What startles me is how the official feminist movement seems to have deteriorated sharply over the last few years, to the extent that I now hesitate to count myself among them. In essence, I believe that the movement has been infiltrated and hijacked by vested interests, so that it is a travesty of the legitimate struggle for women’s empowerment that it once was.
It is also the case that, despite much propaganda, it is the Western woman who has always had the need for empowerment and agency. There is a telling statistic. The Bible suggests that a woman is worth 72 shekels to 100 for a man. The latest data I have found suggests that, after decades of struggle, a Western woman now earns 82 per cent of what a man earns. That is not much progress in 2,000 years for white women. I suspect in India, at least in professional positions, there is less of a wage gap.

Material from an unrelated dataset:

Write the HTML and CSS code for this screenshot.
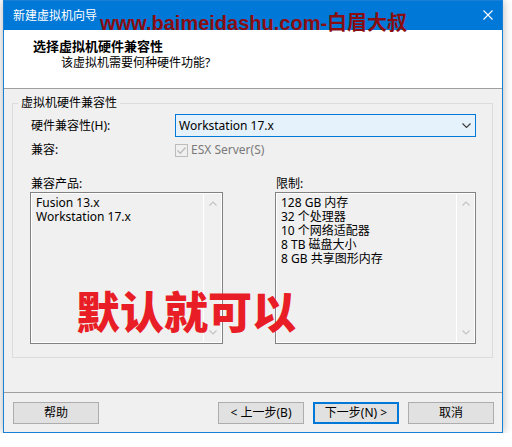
FILE: index.html
```html
<!DOCTYPE html>
<html lang="zh-CN">
<head>
    <meta charset="UTF-8">
    <meta name="viewport" content="width=device-width, initial-scale=1.0">
    <title>新建虚拟机向导</title>
    <link rel="stylesheet" href="styles.css">
</head>
<body>
    <div class="window">
        <div class="titlebar">
            <span class="title">新建虚拟机向导</span>
            <span class="site-mark">www.baimeidashu.com-白眉大叔</span>
            <svg class="close" width="10" height="10" viewBox="0 0 10 10">
                <path d="M0.5 0.5 L9.5 9.5 M9.5 0.5 L0.5 9.5" stroke="#fff" stroke-width="1.1" fill="none"/>
            </svg>
        </div>

        <div class="header">
            <h1>选择虚拟机硬件兼容性</h1>
            <p>该虚拟机需要何种硬件功能?</p>
        </div>

        <div class="main">
            <fieldset class="group">
                <legend>虚拟机硬件兼容性</legend>

                <div class="row">
                    <label>硬件兼容性(H):</label>
                    <div class="select">
                        <span>Workstation 17.x</span>
                        <svg width="9" height="5" viewBox="0 0 9 5">
                            <path d="M0.5 0.5 L4.5 4.5 L8.5 0.5" stroke="#3c3c3c" stroke-width="1.1" fill="none"/>
                        </svg>
                    </div>
                </div>

                <div class="row row-check">
                    <label>兼容:</label>
                    <div class="check">
                        <span class="box">
                            <svg width="11" height="11" viewBox="0 0 11 11">
                                <path d="M1.5 5.5 L4.3 8.3 L9.5 2.5" stroke="#bcbcbc" stroke-width="1.3" fill="none"/>
                            </svg>
                        </span>
                        ESX Server(S)
                    </div>
                </div>

                <div class="lists">
                    <div class="list-col products">
                        <div class="list-label">兼容产品:</div>
                        <div class="listbox">
                            <div class="items">
                                <div>Fusion 13.x</div>
                                <div>Workstation 17.x</div>
                            </div>
                            <div class="scroll">
                                <svg width="8" height="5" viewBox="0 0 8 5"><path d="M0.5 4.5 L4 1 L7.5 4.5" stroke="#c4c4c4" stroke-width="1.2" fill="none"/></svg>
                                <svg width="8" height="5" viewBox="0 0 8 5"><path d="M0.5 0.5 L4 4 L7.5 0.5" stroke="#c4c4c4" stroke-width="1.2" fill="none"/></svg>
                            </div>
                        </div>
                    </div>
                    <div class="list-col limits">
                        <div class="list-label">限制:</div>
                        <div class="listbox">
                            <div class="items">
                                <div>128 GB 内存</div>
                                <div>32 个处理器</div>
                                <div>10 个网络适配器</div>
                                <div>8 TB 磁盘大小</div>
                                <div>8 GB 共享图形内存</div>
                            </div>
                            <div class="scroll">
                                <svg width="8" height="5" viewBox="0 0 8 5"><path d="M0.5 4.5 L4 1 L7.5 4.5" stroke="#c4c4c4" stroke-width="1.2" fill="none"/></svg>
                                <svg width="8" height="5" viewBox="0 0 8 5"><path d="M0.5 0.5 L4 4 L7.5 0.5" stroke="#c4c4c4" stroke-width="1.2" fill="none"/></svg>
                            </div>
                        </div>
                    </div>
                </div>
            </fieldset>

            <div class="stamp">默认就可以</div>
        </div>

        <div class="footer">
            <button class="btn">帮助</button>
            <div class="nav">
                <button class="btn">&lt; 上一步(B)</button>
                <button class="btn primary">下一步(N) &gt;</button>
                <button class="btn">取消</button>
            </div>
        </div>
    </div>
</body>
</html>
```

FILE: styles.css
```css
* {
    box-sizing: border-box;
}

body {
    margin: 0;
    background: #fff;
    font-family: "Noto Sans", "Noto Sans CJK SC", sans-serif;
    font-size: 12px;
    color: #000;
}

.window {
    width: 500px;
    margin-left: 3px;
    border: 1px solid #1a7fd6;
    background: #f0f0f0;
    box-shadow: 0 0 9px rgba(0, 0, 0, 0.3);
}

.titlebar {
    position: relative;
    height: 29px;
    background: #0078d7;
    color: #fff;
    display: flex;
    align-items: center;
    padding: 0 9px;
}

.title {
    line-height: 16px;
}

.site-mark {
    position: absolute;
    left: 96px;
    top: 12px;
    font-family: "Liberation Sans", "Noto Sans CJK SC", sans-serif;
    font-size: 20px;
    font-weight: bold;
    line-height: 20px;
    color: #8a0d12;
    white-space: nowrap;
}

.close {
    margin-left: auto;
    margin-top: -1px;
}

.header {
    height: 59px;
    background: #fff;
    border-bottom: 1px solid #a0a0a0;
    padding: 8px 0 0 29px;
}

.header h1 {
    margin: 0;
    font-size: 13px;
    font-weight: bold;
    line-height: 16px;
}

.header p {
    margin: 1px 0 0 28px;
    line-height: 16px;
}

.main {
    position: relative;
    height: 304px;
    padding: 6px 9px 0 8px;
    border-bottom: 1px solid #a0a0a0;
}

.group {
    margin: 0;
    border: 1px solid #dcdcdc;
    padding: 3px 16px 13px 17px;
    min-width: 0;
}

.group legend {
    margin-left: -12px;
    padding: 0 3px;
    line-height: 16px;
}

.row {
    display: flex;
    align-items: center;
}

.row label {
    width: 145px;
    padding-left: 1px;
    line-height: 16px;
}

.select {
    width: 301px;
    height: 23px;
    border: 1px solid #0078d7;
    background: #e5f1fb;
    display: flex;
    align-items: center;
    justify-content: space-between;
    padding: 0 4px 0 3px;
    line-height: 16px;
}

.row-check {
    margin-top: 5px;
    height: 16px;
}

.check {
    display: flex;
    align-items: center;
    gap: 3px;
    color: #7a7a7a;
    line-height: 16px;
}

.check .box {
    width: 13px;
    height: 13px;
    border: 1px solid #bcbcbc;
    display: flex;
    align-items: center;
    justify-content: center;
}

.lists {
    display: flex;
    margin-top: 18px;
}

.products {
    width: 193px;
}

.limits {
    width: 201px;
    margin-left: 52px;
}

.list-label {
    line-height: 16px;
    padding-left: 1px;
}

.listbox {
    height: 152px;
    border: 1px solid #828282;
    box-shadow: inset 0 0 0 1px #fff;
    display: flex;
}

.items {
    flex: 1;
    padding: 3px 0 0 5px;
    line-height: 14px;
}

.scroll {
    width: 18px;
    margin: 1px 1px 1px 0;
    border-left: 1px solid #fff;
    display: flex;
    flex-direction: column;
    justify-content: space-between;
    align-items: center;
    padding: 7px 0 7px;
}

.stamp {
    position: absolute;
    left: 72px;
    top: 199px;
    font-family: "Noto Sans CJK SC", sans-serif;
    font-size: 44px;
    font-weight: 900;
    line-height: 44px;
    color: #e81d25;
    white-space: nowrap;
}

.footer {
    height: 39px;
    padding: 9px 8px 0 9px;
    display: flex;
    align-items: flex-start;
}

.nav {
    margin-left: auto;
    display: flex;
    gap: 9px;
}

.btn {
    width: 86px;
    height: 22px;
    border: 1px solid #adadad;
    background: #e1e1e1;
    font-family: "Noto Sans", "Noto Sans CJK SC", sans-serif;
    font-size: 12px;
    line-height: 16px;
    color: #000;
    padding: 0;
}

.btn.primary {
    border: 2px solid #0078d7;
}
```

Furthermore, the problems of white women are different from those of Indian women. It comes from societal attitudes. A white woman is defined by her sexual attractiveness, so she is at her most powerful in her twenties, with an unlined face and firm breasts and cellulite-free thighs. Many fortyish women are abandoned by their husbands for their 25-year-old secretaries. All this is in contrast with how women gain power as they age and become matriarchs in India. So it’s facile and false to assume that there’s a ‘white woman’s burden’ to ‘civilise’ Indian women, or that their solutions are appropriate in our context.
The ‘mother’ meme is much more important in India as compared to the West. This can be seen in the very positioning of Christianity: in the West, the Madonna is a relatively unimportant figure, and it is the males that are key. In India, however, to appeal to the mother figure, the Velankanni Madonna cult is brought to the forefront, and it does work.
Nevertheless, it was the recent Woman’s March against Trump that brought some of these contradictions to the forefront. It was supremely paradoxical to note that for people who have consistently asked not to be defined by their bodies, it was specifically their bodies, and in particular their vulvas, that were up front and centre in the demonstration.
In addition, there were the ‘pussy hats’ (two-cornered, preferably pink knitted hats) that many wore, and also, rather startlingly, the wearing of the American flag as a hijab (a Muslim head-covering for women). It appears as though doctrinaire Lefties and Muslims have taken over the feminist movement. As an example, one of the leaders of the march was Linda Sarsour, a Palestinian-American, seen elsewhere berating Ayaan Hirsi Ali, a prominent ex-Muslim activist and victim of Female Genital Mutilation, suggesting that she (Ayaan) didn’t deserve a vagina!
Similarly, in India, the real problems of women (and God knows there are many) don’t seem to concern the so-called feminists such as one Trupti Desai (whose main concern is the breaking of Hindu traditions) or the folks behind the legal assault on the Sabarimala tradition of women waiting till menopause to make their pilgrimage (intriguingly, these people are not even Hindu or female). The #ReadyToWait campaign by ordinary Hindu women exposed these ‘feminists’ as agents provocateurs. They are leading a proxy assault on Hinduism.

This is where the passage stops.